Racial Profiling Rife at Airport, U.S. Officers Say
By Michael S. Schmidt and Eric Lichtblau
BOSTON — More than 30 federal officers in an airport program intended to spot telltale mannerisms of potential terrorists say the operation has become a magnet for racial profiling, targeting not only Middle Easterners but also blacks, Hispanics and other minorities.
In interviews and internal complaints, officers from the Transportation Security Administration’s “behavior detection” program at Logan International Airport in Boston asserted that passengers who fit certain profiles — Hispanics traveling to Miami, for instance, or blacks wearing baseball caps backward — are much more likely to be stopped, searched and questioned for “suspicious” behavior.
“They just pull aside anyone who they don’t like the way they look — if they are black and have expensive clothes or jewelry, or if they are Hispanic,” said one white officer, who along with four others spoke with The New York Times on the condition of anonymity.
The T.S.A. said on Friday that it had opened an investigation into the claims.
While the Obama administration has attacked the use of racial and ethnic profiling in Arizona and elsewhere, the claims by the Boston officers now put the agency and the administration in the awkward position of defending themselves against charges of profiling in a program billed as a model for airports nationwide.
At a meeting last month with T.S.A. officials, officers at Logan provided written complaints about profiling from 32 officers, some of whom wrote anonymously. Officers said managers’ demands for high numbers of stops, searches and criminal referrals had led co-workers to target minorities in the belief that those stops were more likely to yield drugs, outstanding arrest warrants or immigration problems.
The practice has become so prevalent, some officers said, that Massachusetts State Police officials have asked why minority members appear to make up an overwhelming number of the cases that the airport refers to them.

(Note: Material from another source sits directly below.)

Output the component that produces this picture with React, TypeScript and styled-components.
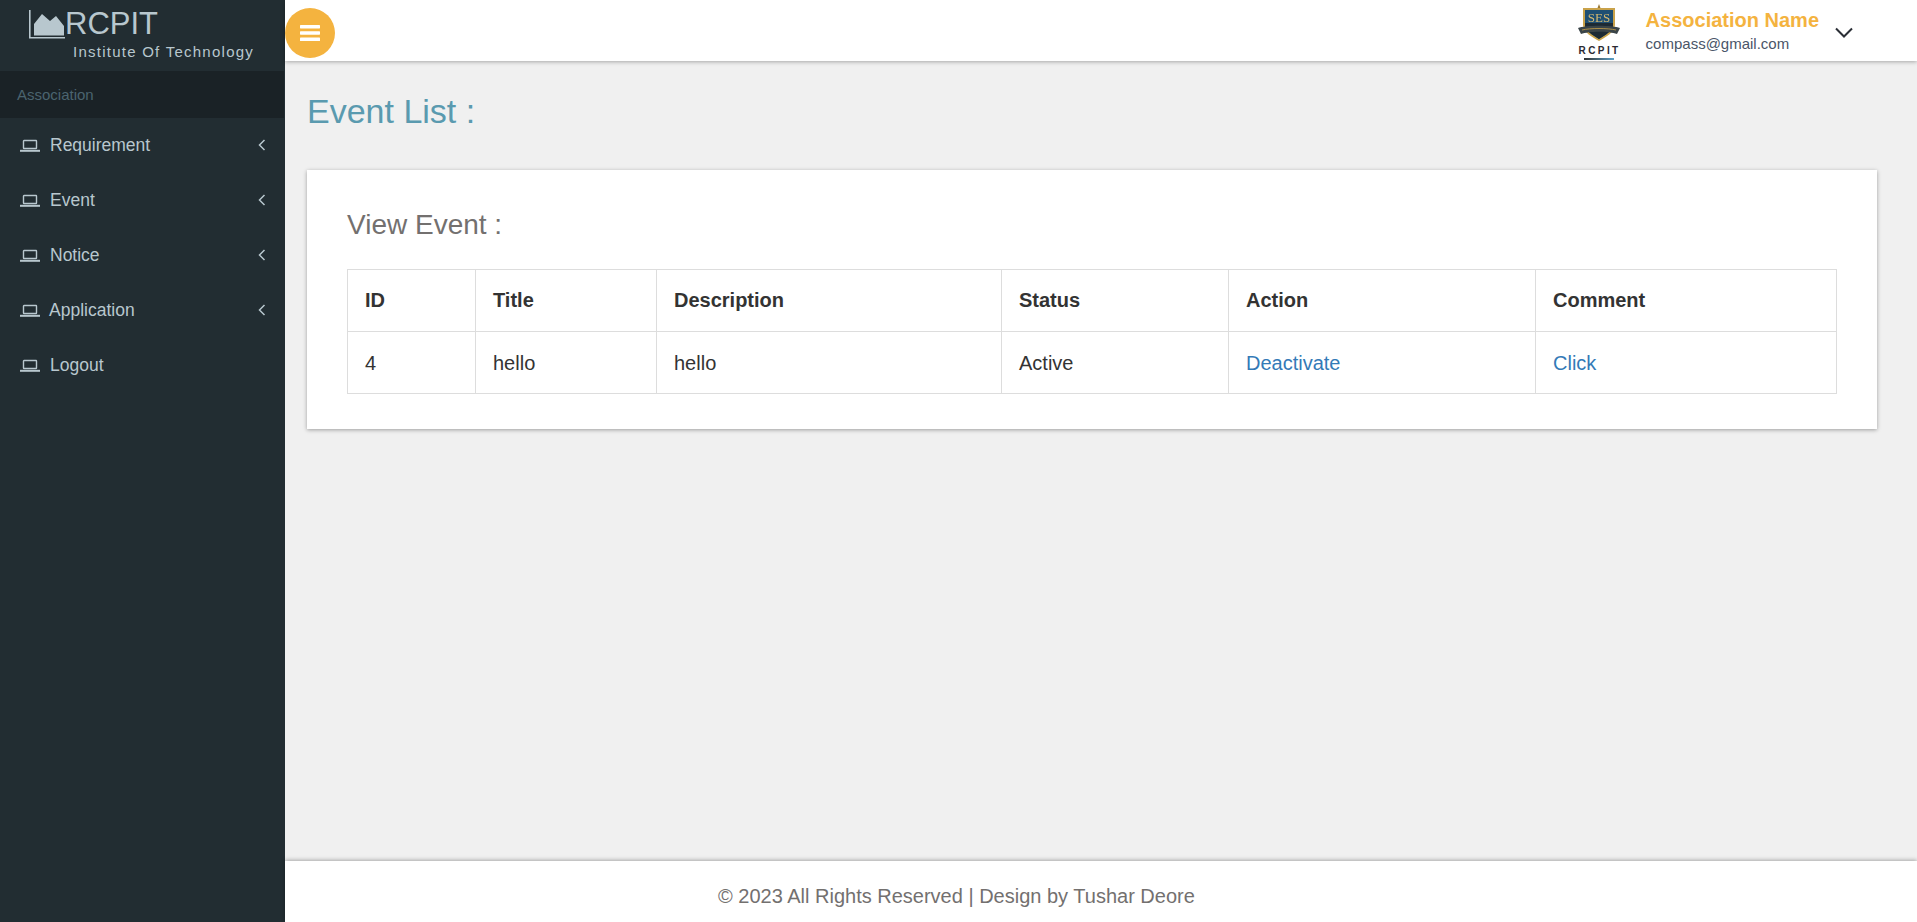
import React from 'react';
import styled, { createGlobalStyle } from 'styled-components';

const Global = createGlobalStyle`
  html, body {
    margin: 0;
    padding: 0;
    height: 100%;
    background: #f0f0f0;
    font-family: "Liberation Sans", Arial, sans-serif;
  }
  * { box-sizing: border-box; }
`;

const Page = styled.div`
  display: flex;
  height: 922px;
  overflow: hidden;
`;

const Sidebar = styled.aside`
  width: 285px;
  flex: none;
  background: #222d32;
  color: #b8c7ce;
`;

const Brand = styled.div`
  height: 71px;
  padding: 10px 0 0 29px;
`;

const BrandRow = styled.div`
  display: flex;
  align-items: flex-start;
  height: 28px;
`;

const BrandName = styled.span`
  font-size: 31px;
  line-height: 28px;
  margin-left: -1px;
`;

const BrandSub = styled.div`
  font-size: 15px;
  line-height: 16px;
  letter-spacing: 1.25px;
  margin: 6px 0 0 44px;
`;

const SectionLabel = styled.div`
  height: 47px;
  background: #1a2226;
  color: #4b646f;
  font-size: 15px;
  line-height: 47px;
  padding-left: 17px;
  margin-right: 1px;
`;

const Menu = styled.nav`
  display: flex;
  flex-direction: column;
`;

const MenuItem = styled.div`
  height: 55px;
  display: flex;
  align-items: center;
  padding: 0 19px 1px 20px;
  font-size: 17.5px;
`;

const MenuLabel = styled.span<{ $tight?: boolean }>`
  margin-left: ${(p) => (p.$tight ? '9px' : '10px')};
  flex: 1;
`;

const Main = styled.div`
  flex: 1;
  min-width: 0;
  display: flex;
  flex-direction: column;
`;

const Header = styled.header`
  height: 61px;
  flex: none;
  background: #fff;
  box-shadow: 0 1px 4px rgba(0, 0, 0, 0.3);
  display: flex;
  align-items: center;
  position: relative;
`;

const MenuButton = styled.button`
  width: 50px;
  height: 50px;
  margin-top: 5px;
  border: 0;
  padding: 0;
  border-radius: 50%;
  background: #f4b33f;
  display: flex;
  align-items: center;
  justify-content: center;
`;

const Profile = styled.div`
  margin-left: auto;
  display: flex;
  align-items: center;
  padding-right: 64px;
`;

const Crest = styled.div`
  width: 44px;
  display: flex;
  flex-direction: column;
  align-items: center;
  margin-right: 25px;
  padding-top: 2px;
`;

const CrestMarkWrap = styled.div`
  height: 38px;
  filter: blur(0.4px);
`;

const CrestText = styled.span`
  font-size: 10px;
  font-weight: 700;
  line-height: 11px;
  letter-spacing: 2.4px;
  margin: 3px -2px 2px 0;
  color: #2b2b33;
`;

const CrestLine = styled.span`
  width: 30px;
  height: 2px;
  background: linear-gradient(90deg, #333, #5aa0c8);
`;

const ProfileText = styled.div`
  margin-right: 16px;
`;

const ProfileName = styled.div`
  color: #f4b33f;
  font-size: 20px;
  font-weight: 700;
  line-height: 24px;
`;

const ProfileMail = styled.div`
  color: #4a5568;
  font-size: 15px;
  line-height: 18px;
  margin-top: 3px;
`;

const ChevronWrap = styled.div`
  display: flex;
  margin-top: 4px;
`;

const Content = styled.main`
  flex: 1;
  padding: 0 40px 0 22px;
`;

const PageTitle = styled.h1`
  margin: 31px 0 0;
  font-size: 34px;
  font-weight: 400;
  line-height: 38px;
  color: #5a9aaf;
`;

const Card = styled.section`
  margin-top: 40px;
  background: #fff;
  box-shadow: 0 1px 4px rgba(0, 0, 0, 0.35);
  padding: 40px;
  height: 259px;
`;

const CardTitle = styled.h2`
  margin: 0 0 29px;
  font-size: 28px;
  font-weight: 400;
  line-height: 30px;
  color: #73706f;
`;

const Table = styled.table`
  width: 100%;
  table-layout: fixed;
  border-collapse: collapse;
  font-size: 20px;
  color: #333;
`;

const Th = styled.th<{ $w: number }>`
  width: ${(p) => p.$w}px;
  height: 62px;
  border: 1px solid #ddd;
  padding: 0 17px;
  text-align: left;
  font-weight: 700;
`;

const Td = styled.td`
  height: 62px;
  border: 1px solid #ddd;
  padding: 2px 17px 0;
`;

const TableLink = styled.a`
  color: #337ab7;
  text-decoration: none;
`;

const Footer = styled.footer`
  height: 61px;
  flex: none;
  background: #fff;
  box-shadow: 0 -1px 4px rgba(0, 0, 0, 0.3);
  padding-left: 433px;
  font-size: 20px;
  line-height: 71px;
  color: #73706f;
  position: relative;
`;

const AreaIcon = () => (
  <svg width="37" height="29" viewBox="0 0 37 29" fill="none">
    <path d="M0.8 0v27.7H36" stroke="#b8c7ce" strokeWidth="1.6" />
    <path d="M5 25.5V14l8-10 8 7 6-5 8 10v9.5z" fill="#b8c7ce" />
  </svg>
);

const LaptopIcon = () => (
  <svg width="20" height="13" viewBox="0 0 20 13" fill="none" style={{ flex: 'none' }}>
    <rect x="3.5" y="1.5" width="13" height="8" stroke="#b8c7ce" strokeWidth="1.4" rx="0.5" />
    <rect x="0" y="10.8" width="20" height="2" fill="#b8c7ce" />
  </svg>
);

const AngleLeft = () => (
  <svg width="8" height="12" viewBox="0 0 8 12" fill="none">
    <path d="M6.5 1L1.5 6l5 5" stroke="#b8c7ce" strokeWidth="1.5" />
  </svg>
);

const ChevronDown = () => (
  <svg width="18" height="11" viewBox="0 0 18 11" fill="none">
    <path d="M1 1.5l8 8 8-8" stroke="#2b2f36" strokeWidth="2" />
  </svg>
);

const Bars = () => (
  <svg width="20" height="16" viewBox="0 0 20 16">
    <rect y="0" width="20" height="3.4" rx="0.6" fill="#fff" />
    <rect y="6.3" width="20" height="3.4" rx="0.6" fill="#fff" />
    <rect y="12.6" width="20" height="3.4" rx="0.6" fill="#fff" />
  </svg>
);

const CrestMark = () => (
  <svg width="44" height="38" viewBox="0 0 44 38">
    <path d="M22 0l1.5 4h-3z" fill="#9c7a35" />
    <path d="M6 4h32v17c0 7-9 12-16 16C15 33 6 28 6 21z" fill="#c9a24a" />
    <path d="M8 6h28v15c0 6-8 10-14 14-6-4-14-8-14-14z" fill="#1f4f73" />
    <path d="M8 19h28v2c0 6-8 10-14 14-6-4-14-8-14-14z" fill="#1d2a33" />
    <text
      x="22"
      y="18"
      textAnchor="middle"
      fontSize="13"
      fontFamily="Liberation Serif, serif"
      fill="#d6b970"
    >
      SES
    </text>
    <path d="M1 24c7-3 35-3 42 0l-3 6c-8-3-28-3-36 0z" fill="#3a4448" />
    <path d="M5 26c8-2 26-2 34 0" stroke="#c9a24a" strokeWidth="0.8" fill="none" />
  </svg>
);

const items = ['Requirement', 'Event', 'Notice', 'Application', 'Logout'];
const columns = [
  { label: 'ID', width: 128 },
  { label: 'Title', width: 181 },
  { label: 'Description', width: 345 },
  { label: 'Status', width: 227 },
  { label: 'Action', width: 307 },
  { label: 'Comment', width: 301 },
];

export default function App() {
  return (
    <Page>
      <Global />
      <Sidebar>
        <Brand>
          <BrandRow>
            <AreaIcon />
            <BrandName>RCPIT</BrandName>
          </BrandRow>
          <BrandSub>Institute Of Technology</BrandSub>
        </Brand>
        <SectionLabel>Association</SectionLabel>
        <Menu>
          {items.map((item) => (
            <MenuItem key={item}>
              <LaptopIcon />
              <MenuLabel $tight={item === 'Application'}>{item}</MenuLabel>
              {item !== 'Logout' && <AngleLeft />}
            </MenuItem>
          ))}
        </Menu>
      </Sidebar>
      <Main>
        <Header>
          <MenuButton>
            <Bars />
          </MenuButton>
          <Profile>
            <Crest>
              <CrestMarkWrap>
                <CrestMark />
              </CrestMarkWrap>
              <CrestText>RCPIT</CrestText>
              <CrestLine />
            </Crest>
            <ProfileText>
              <ProfileName>Association Name</ProfileName>
              <ProfileMail>compass@gmail.com</ProfileMail>
            </ProfileText>
            <ChevronWrap>
              <ChevronDown />
            </ChevronWrap>
          </Profile>
        </Header>
        <Content>
          <PageTitle>Event List :</PageTitle>
          <Card>
            <CardTitle>View Event :</CardTitle>
            <Table>
              <thead>
                <tr>
                  {columns.map((c) => (
                    <Th key={c.label} $w={c.width}>
                      {c.label}
                    </Th>
                  ))}
                </tr>
              </thead>
              <tbody>
                <tr>
                  <Td>4</Td>
                  <Td>hello</Td>
                  <Td>hello</Td>
                  <Td>Active</Td>
                  <Td>
                    <TableLink href="#">Deactivate</TableLink>
                  </Td>
                  <Td>
                    <TableLink href="#">Click</TableLink>
                  </Td>
                </tr>
              </tbody>
            </Table>
          </Card>
        </Content>
        <Footer>© 2023 All Rights Reserved | Design by Tushar Deore</Footer>
      </Main>
    </Page>
  );
}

“The behavior detection program is no longer a behavior-based program, but it is a racial profiling program,” one officer wrote in an anonymous complaint obtained by The Times.
A T.S.A. spokesman said agency inspectors recently learned of the racial profiling claims in Boston. “If any of these claims prove accurate, we will take immediate and decisive action to ensure there are consequences to such activity,” the statement said.
The agency emphasized that the behavior detection program “in no way encourages or tolerates profiling” and bans singling out passengers based on nationality, race, ethnicity or religion.